= 2013 Socialist Workers Party internal crisis =

In 2013, the Socialist Workers Party (UK) (SWP) experienced an internal crisis, now called the 'Comrade Delta scandal'. It concerned the SWP's handling of allegations of rape by a 19-year-old woman, known as Comrade W, against Martin Smith, National Secretary of the SWP (referred to in internal documents as Comrade Delta), then in his 40s.

== Events leading to the crisis ==
Comrade W initially made the allegations that Smith had sexually assaulted her in July 2010. Smith was demoted from National Secretary but remained on the Central Committee. Comrade W left the SWP following this decision.

The party was told about the allegations at its 2011 conference, with speeches by Alex Callinicos and other prominent members. Smith also spoke and received a standing ovation.

Comrade W rejoined in 2012 and made a further allegation of rape in September 2012. The case was heard by the Disputes Committee over two days in October 2012. Reported problems included:
- Smith was given details of the complainant's case weeks in advance, but Comrade W did not see his evidence;
- Committee members included Smith's colleagues;
- Comrade W was asked about why she went for a drink with Smith;
- She was questioned about previous boyfriends and whether those were “full sexual relationships”.

Leaked accounts of the hearing were published on the Socialist Unity website, resulting in backlash. Four members were expelled for discussing the case on social media.

The Disputes Committee reported to the SWP's annual national conference (4–6 January 2013) that it had unanimously found Smith not guilty. The conference accepted this by 231 votes to 209, with 18 abstentions. Comrade W was not permitted to speak.

A transcript of the conference debate was leaked on 7 January, attracting national attention.

In March 2013, The Guardian reported a different woman stating she had been inappropriately questioned by the Disputes Committee after reporting rape by another SWP member. She said she was questioned about alcohol consumption and that the accused had her statement a month before the hearing while she had none of his.
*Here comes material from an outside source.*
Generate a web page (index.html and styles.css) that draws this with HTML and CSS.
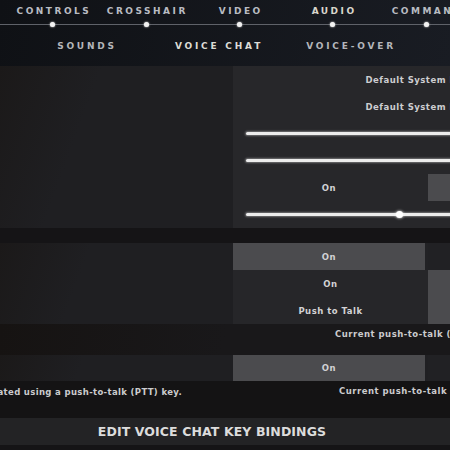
FILE: index.html
```html
<!DOCTYPE html>
<html>
  <head>
    <title>Settings - Audio</title>
    <meta name="viewport" content="width=device-width">
    <link rel="stylesheet" href="styles.css">
  </head>
  <body>
    <div class="header">
      <nav class="tabs">
        <div class="tab"><span>CONTROLS</span><i class="dot"></i></div>
        <div class="tab"><span>CROSSHAIR</span><i class="dot"></i></div>
        <div class="tab"><span>VIDEO</span><i class="dot"></i></div>
        <div class="tab active"><span>AUDIO</span><i class="dot"></i></div>
        <div class="tab"><span>COMMAND</span><i class="dot"></i></div>
      </nav>
      <nav class="subtabs">
        <div class="subtab">SOUNDS</div>
        <div class="subtab active">VOICE CHAT</div>
        <div class="subtab">VOICE-OVER</div>
      </nav>
    </div>

    <!-- devices and volumes -->
    <section class="panel devices">
      <div class="labels"></div>
      <div class="values">
        <div class="row text">Default System Device</div>
        <div class="row text">Default System Device</div>
        <div class="row"><div class="slider"></div></div>
        <div class="row"><div class="slider"></div></div>
        <div class="row toggle">
          <div class="opt">On</div>
          <div class="opt sel slim"></div>
        </div>
        <div class="row"><div class="slider"><i class="knob"></i></div></div>
      </div>
    </section>

    <!-- party / team voice -->
    <section class="panel voice">
      <div class="labels"></div>
      <div class="values grid3">
        <div class="opt sel">On</div>
        <div class="opt off"></div>
        <div class="opt dark">On</div>
        <div class="opt sel tall"></div>
        <div class="opt dark">Push to Talk</div>
      </div>
    </section>
    <div class="info">
      <div class="desc"></div>
      <div class="note">Current push-to-talk (PTT) key: V</div>
    </div>

    <section class="panel team">
      <div class="labels"></div>
      <div class="values toggle">
        <div class="opt sel">On</div>
        <div class="opt off"></div>
      </div>
    </section>
    <div class="info second">
      <div class="desc"><span>Team voice chat is activated using a push-to-talk (PTT) key.</span></div>
      <div class="note">Current push-to-talk (PTT) key: U</div>
    </div>

    <div class="bindings">EDIT VOICE CHAT KEY BINDINGS</div>
  </body>
</html>
```

FILE: styles.css
```css
* { margin: 0; padding: 0; box-sizing: border-box; }

body {
  width: 450px;
  height: 450px;
  overflow: hidden;
  background: #151416;
  font-family: "DejaVu Sans", sans-serif;
  font-weight: bold;
  color: #cfcfd1;
}

/* top navigation */
.header {
  height: 66px;
  background: linear-gradient(100deg, #0f1115, #191c23);
  overflow: hidden;
}

.tabs {
  display: grid;
  grid-template-columns: repeat(5, 93.4px);
  padding-left: 6px;
  height: 34px;
  background: linear-gradient(to bottom, transparent 24px, #5f6269 24px, #5f6269 25px, transparent 25px);
}

.tab {
  display: flex;
  flex-direction: column;
  align-items: center;
  padding-top: 5px;
  font-size: 9px;
  letter-spacing: 2.5px;
  color: #b9bcc2;
  white-space: nowrap;
}
.tab > span {
  line-height: 13px;
  margin-right: -2.5px;
}
.tab.active { color: #d9d6cc; }

.dot {
  width: 5px;
  height: 5px;
  margin-top: 4px;
  border-radius: 50%;
  background: #f2f2f2;
  box-shadow: 0 0 2px #fff;
}

.subtabs {
  display: grid;
  grid-template-columns: repeat(3, 132px);
  padding-left: 21px;
  padding-top: 6px;
}
.subtab {
  text-align: center;
  font-size: 9px;
  letter-spacing: 2.8px;
  line-height: 12px;
  color: #b4b6ba;
  white-space: nowrap;
}
.subtab.active { color: #dcdcd6; }

/* setting panels */
.panel {
  display: grid;
  grid-template-columns: 233px 384px;
  background: #1f1f22;
}
.labels {
  background: linear-gradient(110deg, #1b1919, #1f1f22 35%);
}
.values {
  background: #27272a;
}

.devices { height: 160px; }
.devices .values {
  display: grid;
  grid-template-rows: repeat(6, 1fr);
}

.row {
  display: flex;
  align-items: center;
}
.row.text {
  justify-content: center;
  font-size: 8.5px;
  letter-spacing: 0.5px;
  color: #cdcdd0;
}

.slider {
  position: relative;
  width: 100%;
  height: 3px;
  margin-left: 13px;
  border-radius: 2px;
  background: #ececec;
  box-shadow: 0 0 2px 1px rgba(255, 255, 255, 0.35);
}
.knob {
  position: absolute;
  left: 150px;
  top: -2px;
  width: 7px;
  height: 7px;
  border-radius: 50%;
  background: #fff;
  box-shadow: 0 0 3px #fff;
}

.toggle {
  display: grid;
  grid-template-columns: 192px 189px;
  column-gap: 3px;
}

.opt {
  display: flex;
  align-items: center;
  justify-content: center;
  font-size: 8.5px;
  letter-spacing: 0.5px;
  color: #d2d2d4;
}
.opt.sel { background: #4b4b4e; }
.opt.off { background: #212124; }
.opt.dark { background: #262629; }
.opt.slim { height: 27px; }

.voice {
  height: 81px;
  margin-top: 17px;
}
.grid3 {
  display: grid;
  grid-template-columns: 195px 189px;
  grid-template-rows: repeat(3, 27px);
  background: #222225;
}
.grid3 > .opt.sel:first-child { margin-right: 3px; }
.grid3 .tall { grid-column: 2; grid-row: 2 / span 2; }
.grid3 .dark:nth-child(3) { grid-column: 1; grid-row: 2; }
.grid3 .dark:nth-child(5) { grid-column: 1; grid-row: 3; }

/* descriptions under a panel */
.info {
  display: grid;
  grid-template-columns: 233px 384px;
  height: 31px;
  background: linear-gradient(100deg, #161312, #19181a 50%);
  font-size: 8.5px;
  letter-spacing: 0.5px;
  color: #cbcbcd;
  white-space: nowrap;
}
.note {
  padding-left: 102px;
  padding-top: 5px;
}
.desc {
  display: flex;
  justify-content: flex-end;
  overflow: hidden;
  padding-right: 51px;
  padding-top: 6px;
  letter-spacing: 0.35px;
}
.info.second {
  height: 37px;
  background: #141314;
}
.info.second .note { padding-left: 106px; }

.team {
  height: 26px;
}
.team .values { background: #202023; }

.bindings {
  height: 27px;
  line-height: 27px;
  background: #232325;
  text-align: center;
  padding-right: 26px;
  font-size: 12.5px;
  letter-spacing: 0.1px;
  color: #dcdcdc;
}
```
In July 2013 it was reported that another woman, Comrade X, an SWP employee, had made allegations of sexual harassment against Smith in October 2012. Smith resigned from the SWP in July 2013 before her case was heard.

Later in 2013, he was accepted as a PhD student in social work at Liverpool Hope University.

== Responses from SWP members ==

The publication of the January 2013 conference transcript prompted resignations from a number of members. Tom Walker of the Socialist Worker detailed his reasons for leaving in the Weekly Worker.

An alleged former Central Committee member wrote under the pseudonym “Donny Mayo” on the Counterfire website. Jon Hosier also resigned publicly on the Socialist Unity website.

Letters condemning the handling of Comrade W's and X's cases were published by Leeds and Sussex Socialist Workers Student Society (SWSS) branches.

Callinicos said in 2014 that around 700 members had resigned.

In May 2024, the SWP issued a statement on the events of 2013. RS21, founded by people who split from the SWP in 2013, questioned the timing. Weekly Worker also criticised the delayed apology.

== Responses to the scandal from the press ==

The crisis attracted extensive media coverage. Laurie Penny wrote about the scandal in the New Statesman and The Guardian. Richard Seymour, Owen Jones, and Shiv Malik & Nick Cohen also covered the story.

SWP member Julie Sherry responded to some reporting in The Guardian.

New Statesman later published a long-form retrospective on the crisis.

== Later repercussions ==

Twelve SWP members in the Tyneside branch resigned in April 2020 over alleged failures to address misogyny, saying: “leadership has clearly learnt nothing from their handling of the Comrade Delta case”.

In October 2024, Bristol SWP and SWSS de-affiliated, citing the party's handling of Smith's case and additional allegations of racism and homophobia. The group alleged that members who had supported Smith remained in leadership and that a prominent current member was in a relationship with Smith.